Especialista acredita que pesquisa poderá levar a estratégias de prevenção e de
tratamento voltadas exclusivamente para determinada população
Variações genéticas raras encontradas em chineses não são as mesmas
identificadas em italianos ou porto-riquenhos, por exemplo. A conclusão de que
essas variantes tendem a estar restritas a determinadas regiões geográficas é de
um estudo que analisou o genoma de 1.092 pessoas, representantes de 14 grupos
populacionais vindos da Europa, África, Ásia e Américas.
Os resultados, que fazem parte da primeira fase do Projeto dos 1.000 Genomas, foram publicados nesta quinta-feira na revista Nature. Segundo os autores, enquanto a maioria dos polimorfismos de nucleotídeo único (quando a diferenciação ocorre em apenas um par de "letrinhas" do DNA) já foi identificada em estudos anteriores, aquelas que aparecem em menor frequência permanecem desconhecidas.
São justamente essas variantes genéticas raras — que atingem menos de 1% da população mundial — que têm maior potencial de estar relacionadas a doenças. Resultado de uma colaboração internacional de centenas de pesquisadores, o estudo permitiu identificar 98% dessas mutações raras. Agora, falta descobrir quais delas estão realmente associadas a problemas de saúde.
— Nossa pesquisa descobriu que cada pessoa aparentemente saudável carrega centenas de variantes genéticas raras que têm um impacto significante em como os genes funcionam e de duas a cinco alterações raras que comprovadamente contribuem com a ocorrência de doenças — diz o principal autor do estudo, o professor da Universidade de Oxford Gil McVean.
Para a geneticista Mayana Zatz, coordenadora do Centro de Estudos do Genoma Humano (CEGH) da Universidade de São Paulo (USP), a importância de saber que as especificidades genéticas variam geograficamente pode levar a estratégias de prevenção e de tratamento voltadas exclusivamente para determinada população.
Mayana dá um exemplo da utilização desse conhecimento: existe um gene relacionado ao transporte da molécula serotonina. Na população brasileira, grande parte desses genes tem alelo longo, o que determina uma rapidez maior no transporte da serotonina.

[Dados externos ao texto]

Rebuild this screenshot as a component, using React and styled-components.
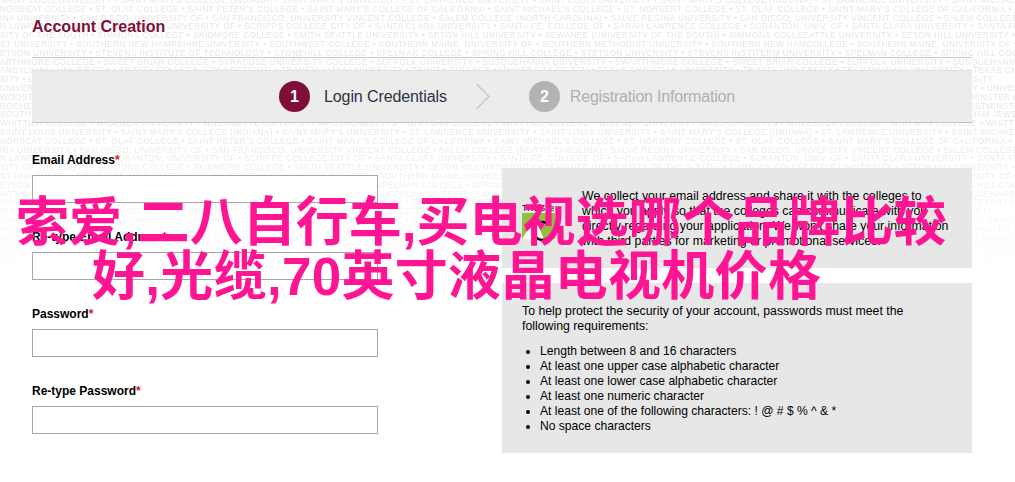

Já no Japão, ocorre o contrário: a maioria da população tem alelo curto.
— Portanto, uma droga que atua no transporte de serotonina que for eficaz para brasileiros pode não ser tão boa para os japoneses — conclui a especialista.
O geneticista Décio Brunoni, da Universidade Federal de São Paulo (Unifesp), observa que os resultados ainda não têm aplicação imediata. Ele lembra que, atualmente, a realização de testes genéticos só é indicada em casos clínicos específicos, em que a identificação de determinada mutação pode ajudar na indicação de uma conduta médica ou de uma estratégia de prevenção.
— Caso contrário, é um dilúvio de informações que vai levar o paciente a se preocupar mais do que deveria. Recrimino a realização aleatória desses exames.
Atualmente, o Brasil realiza uma pesquisa semelhante. O Projeto 80 Mais, do CEGH, está recrutando pessoas saudáveis com mais de 80 anos para colher amostras de DNA. O objetivo é chegar a mil idosos. Para se candidatar, é só enviar um email para 80mais@gmail.com.
Segundo Mayana, o projeto vai contribuir com a interpretação dessas mutações.
— Se identifico que a variante está presente em pessoas com mais de 80 anos saudáveis, posso saber que não está associada a doenças — conclui.